Matt’s Myriad of Beer Styles #9 – Stout

In the Summer 2016 edition of Ouse Boozer, we covered the dark delights of Porter. This time we are going to look at its older sibling, Stout.

The origins of the name are straightforward. In the 18th century, it was usual for the strongest beer brewed by a brewery to be called stout, therefore the higher gravity versions of porter – typically 7% or 8% ABV – were known as stout porters. This was eventually abbreviated to stout. So, stout actually refers to a beer’s strength, not its colour. Stouts can therefore be pale, although such beers are not very common.

Stout is most commonly associated with Ireland and the famous brands of Guinness, Beamish & Crawford and Murphy’s, following those brewers’ decisions to concentrate on the darker styles of ale. Indeed, it was stout that saw Guinness rise from being the largest brewer in the UK at the end of 19th century to the largest brewer in the world by the end of World War One.

As the development of the style was covered in edition #7, let’s have a look at some of the sub-styles of stout in this edition. Before the 1880s, beer was taxed on the amount of malt it contained, not its ABV. Guinness realised they would pay less tax if they used unmalted (and so untaxed!) roasted barley in their beer. The resulting roasted and bitter flavour was known as dry Irish stout, which is now famous throughout the world. A local(ish) example is Tapped Brew Co Stout (4%).

Milk stout became popular in the UK after World War One, declined towards the end of the 19th century, and is currently undergoing a resurgence. Sources suggest that a survey in the mid-1980s by What’s Brewing found only 29 UK and Channel Island breweries making stouts, most of which were milk stouts. This seems incredible these days, with most of Britain’s 1,700 brewers producing an example of stout or porter.

Also known as sweet stout, milk stout contains lactose, which is a sugar derived from milk. It was held in high regard and was even recommended to pregnant women for medicinal reasons, as my mother will confirm! Perhaps the most famous example of milk stout is Mackeson’s (2.8%). Local examples include Brew York Tonkoko (4.3%), which was brewed especially for this year’s York Beer & Cider Festival by some of our volunteers, and BAD Co. Dazed & Confused (5.5%).

Another reasonably well known type of stout is oatmeal stout. This beer contains an amount of oats, perhaps up to 30%, and is a concept that originated in medieval Europe. The oats produce a bitter taste in the beer.
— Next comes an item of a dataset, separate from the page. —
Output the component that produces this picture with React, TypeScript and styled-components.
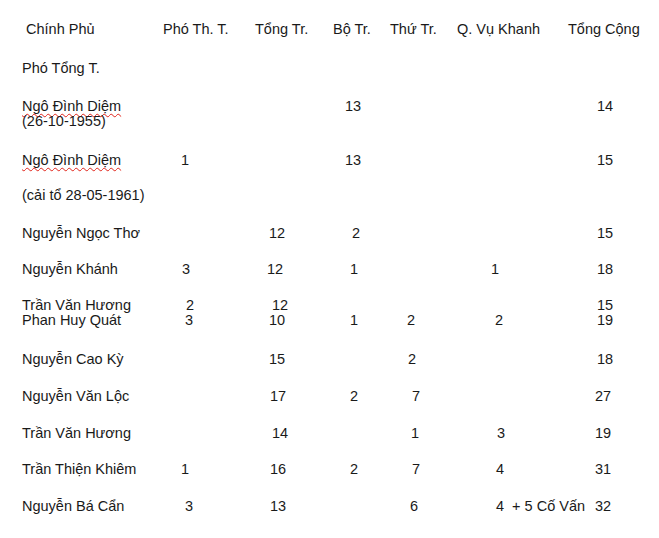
import React from "react";
import styled, { createGlobalStyle } from "styled-components";

const GlobalStyle = createGlobalStyle`
  html, body {
    margin: 0;
    padding: 0;
    background: #ffffff;
  }
  body {
    font-family: "Liberation Sans", Arial, sans-serif;
    font-size: 14.5px;
    line-height: 15px;
    color: #1a1a1a;
  }
`;

const COL_STARTS = [22, 160, 250, 330, 388, 455, 565];

const Page = styled.div`
  width: 659px;
  height: 538px;
  box-sizing: border-box;
  padding: 22px 0 0 22px;
  display: flex;
  flex-direction: column;
  overflow: hidden;
`;

const Row = styled.div<{ $gap: number }>`
  display: grid;
  grid-template-columns: 138px 90px 80px 58px 67px 110px 1fr;
  margin-top: ${(p) => p.$gap}px;
`;

const Cell = styled.div<{ $indent: number }>`
  padding-left: ${(p) => p.$indent}px;
  white-space: pre;
`;

const Misspelled = styled.span`
  text-decoration-line: underline;
  text-decoration-style: wavy;
  text-decoration-color: #e0241b;
  text-decoration-thickness: 1px;
  text-underline-offset: 2px;
  text-decoration-skip-ink: none;
`;

type Entry = [React.ReactNode, number] | null;

interface RowData {
  gap: number;
  cells: Entry[];
}

const diem = <Misspelled>Ngô Đình Diệm</Misspelled>;

const rows: RowData[] = [
  {
    gap: 0,
    cells: [
      ["Chính Phủ", 26],
      ["Phó Th. T.", 163],
      ["Tổng Tr.", 255],
      ["Bộ Tr.", 333],
      ["Thứ Tr.", 390],
      ["Q. Vụ Khanh", 457],
      ["Tổng Cộng", 568],
    ],
  },
  { gap: 24, cells: [["Phó Tổng T.", 22], null, null, null, null, null, null] },
  {
    gap: 23,
    cells: [
      [
        <>
          {diem}
          {"\n(26-10-1955)"}
        </>,
        22,
      ],
      null,
      null,
      ["13", 345],
      null,
      null,
      ["14", 597],
    ],
  },
  { gap: 24, cells: [[diem, 22], ["1", 181], null, ["13", 345], null, null, ["15", 597]] },
  { gap: 20, cells: [["(cải tổ 28-05-1961)", 22], null, null, null, null, null, null] },
  { gap: 23, cells: [["Nguyễn Ngọc Thơ", 22], null, ["12", 269], ["2", 352], null, null, ["15", 597]] },
  {
    gap: 21,
    cells: [["Nguyễn Khánh", 22], ["3", 182], ["12", 267], ["1", 350], null, ["1", 491], ["18", 597]],
  },
  { gap: 21, cells: [["Trần Văn Hương", 22], ["2", 186], ["12", 272], null, null, null, ["15", 597]] },
  {
    gap: 0,
    cells: [["Phan Huy Quát", 22], ["3", 185], ["10", 269], ["1", 350], ["2", 407], ["2", 495], ["19", 597]],
  },
  { gap: 24, cells: [["Nguyễn Cao Kỳ", 22], null, ["15", 269], null, ["2", 408], null, ["18", 597]] },
  {
    gap: 22,
    cells: [["Nguyễn Văn Lộc", 22], null, ["17", 270], ["2", 350], ["7", 412], null, ["27", 595]],
  },
  {
    gap: 22,
    cells: [["Trần Văn Hương", 22], null, ["14", 272], null, ["1", 411], ["3", 497], ["19", 595]],
  },
  {
    gap: 21,
    cells: [["Trần Thiện Khiêm", 22], ["1", 181], ["16", 270], ["2", 350], ["7", 412], ["4", 496], ["31", 595]],
  },
  {
    gap: 22,
    cells: [["Nguyễn Bá Cẩn", 22], ["3", 185], ["13", 270], null, ["6", 410], ["4  + 5 Cố Vấn", 496], ["32", 595]],
  },
];

export default function App() {
  return (
    <>
      <GlobalStyle />
      <Page>
        {rows.map((row, ri) => (
          <Row key={ri} $gap={row.gap}>
            {row.cells.map((c, ci) => (
              <Cell key={ci} $indent={c ? Math.max(0, c[1] - COL_STARTS[ci]) : 0}>
                {c ? c[0] : ""}
              </Cell>
            ))}
          </Row>
        ))}
      </Page>
    </>
  );
}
The Hop Studio’s Avenoir (6.5%), Samuel Smith’s Old Brewery Oatmeal Stout (5%) and Bad Seed Brewery’s Oatmeal Stout (4%) are examples I have sampled from breweries close to home.

Chocolate stout, as the name suggests, is a stout with chocolate flavours, brought about by the use of dark malts, particularly chocolate malt. These malts are roasted until they turn a chocolate colour. Probably the most famous chocolate stout in Great Britain is Young’s Double Chocolate Stout (5.2%). A slightly obscure take on the style is oyster stout. In the 18th century, oysters were popular pub grub and began being used in brews in the 1930s. Modern versions tend to include a handful of oysters per brew, but some beers named oyster stout may actually only use the name as a suggestion of something to eat with the beer, not because they contain oysters! Misleading, or what!?

Now it’s the Big Daddy of stout – Imperial stout or Russian imperial stout. This has the strongest ABV of the family (usually around 9%) and was originally brewed for export to the court of Catherine II of Russia. One of my personal favourites is Acorn Gorlovka Imperial Stout (6%). Brass Castle Annexation (8.3%), York Imperium (7.4%) and Black Sheep Imperial Russian (8.5%) are others from our neck o’ the woods. I do like a stout and this has made me thirsty! Now where’s that Half Moon Robustus Lunam (5%)?